Supondo que consigamos predizer quem vai desenvolver Alzheimer, o que a medicina tem para oferecer no momento para tentar evitar o aparecimento da doença? Em termos medicamentosos absolutamente nada.

Esse conhecimento antecipado poderia trazer mais problemas que soluções, porém não devemos esquecer que há pelo menos uma dezena de fatores modificáveis que aceleram o aparecimento dos sintomas da DA e justamente é nessa direção que devemos focar nossos esforços, tenhamos ou não risco genético para desenvolver a doença.

Esses fatores são a inatividade física (sedentarismo), a hipertensão arterial, a obesidade, a diabetes mellitus, o tabagismo, a depressão, o baixo nível educacional, a falta de atividades cognitivas principalmente a leitura, as perdas auditivas e o isolamento social.

Tudo o que possa ser feito para combater estes dez fatores certamente vai ajudar a reduzir o risco de padecermos desse trágico mal chamado de Doença de Alzheimer.

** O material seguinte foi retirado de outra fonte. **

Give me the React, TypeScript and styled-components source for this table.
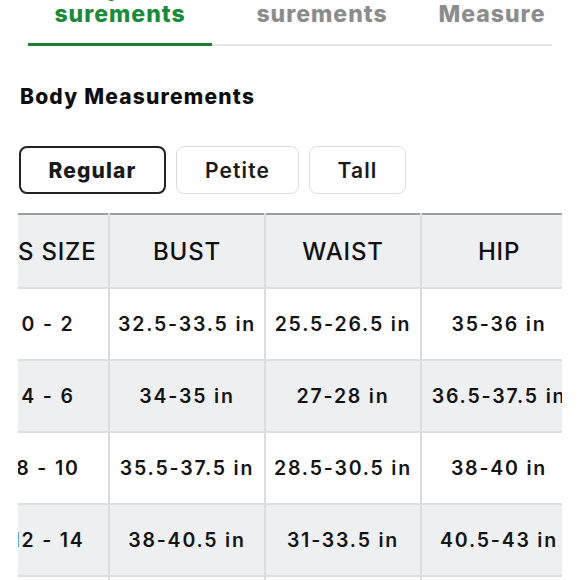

Lembrando que as pessoas que se dedicam com disciplina à prática de atividade física além de acabar com o sedentarismo geralmente modificam totalmente seu estilo de vida: melhoram sua alimentação, param de fumar, dormem mais, ingerem menos bebida alcoólica.

A atividade física ajuda a controlar sua pressão arterial e seus níveis glicêmicos, melhora sua disposição mental e seu humor e geralmente tem uma vida social renovada junto aos colegas de esporte.

Acabar com o sedentarismo é imprescindível se queremos preservar nossas funções cognitivas e ter uma boa saúde mental.